To counter the mounting popular pressure, the regime has sought to break up the unity of the Sudanese opposition with the support of the international community, which seeks to “implement a soft-landing scheme through the U.S. Administration Representative, who met with some opposition parties in order to curtail the revolution and abort it,” said the statement.
Sources close to the Sudanese opposition groups told Sudan Tribune that the statement was referring to a meeting recently held in Khartoum by a diplomat from the office of Special Envoy for Sudan and South Sudan at the State Department with a leading member from the National Umma Party as representative of the Sudan Call opposition alliance.
“The meeting meant to explore the way out of the current crisis and if the Sudanese opposition can set on the negotiating table with the government of President al-Bashir,” said the source who preferred anonymity.
So, there were no discussions but an attempt to understand and assess the ongoing developments in Sudan as it has an immediate regional impact particularly on South Sudan and other countries in the region,” the source further stressed.
The United States and other Troika countries have been backing an African Union process aiming to achieve a holistic peace and democratic transition in Sudan. However, the process has been stalled due to Khartoum’s intransigence to hold a new national dialogue process with the opposition groups. Also, the African mediation team has been blamed for its weakness and failure to bring the parties to make the needed concessions.

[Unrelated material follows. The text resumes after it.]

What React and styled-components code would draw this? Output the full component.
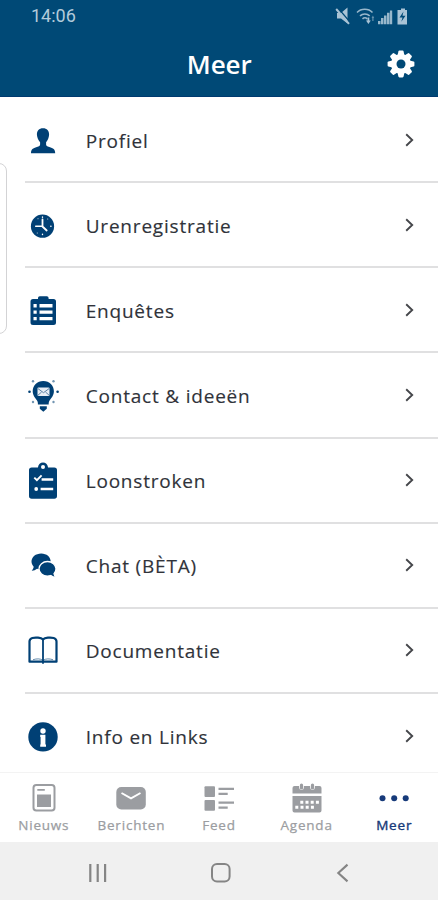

The Communist party emphasised that the regime should be overthrown and dismantled, after what a transitional government must be formed to lead the country for four years and prepare for general elections once a constitution is adopted. Sudanese took to the street on 19 December to protest the increase in bread price and difficult living conditions but quickly turned to call on al-Bashir to step down. However, the Sudanese president remained defiant and warned against displacement of civilians as a result of probable armed conflict, pointing to the civil wars in Syria and Yemen.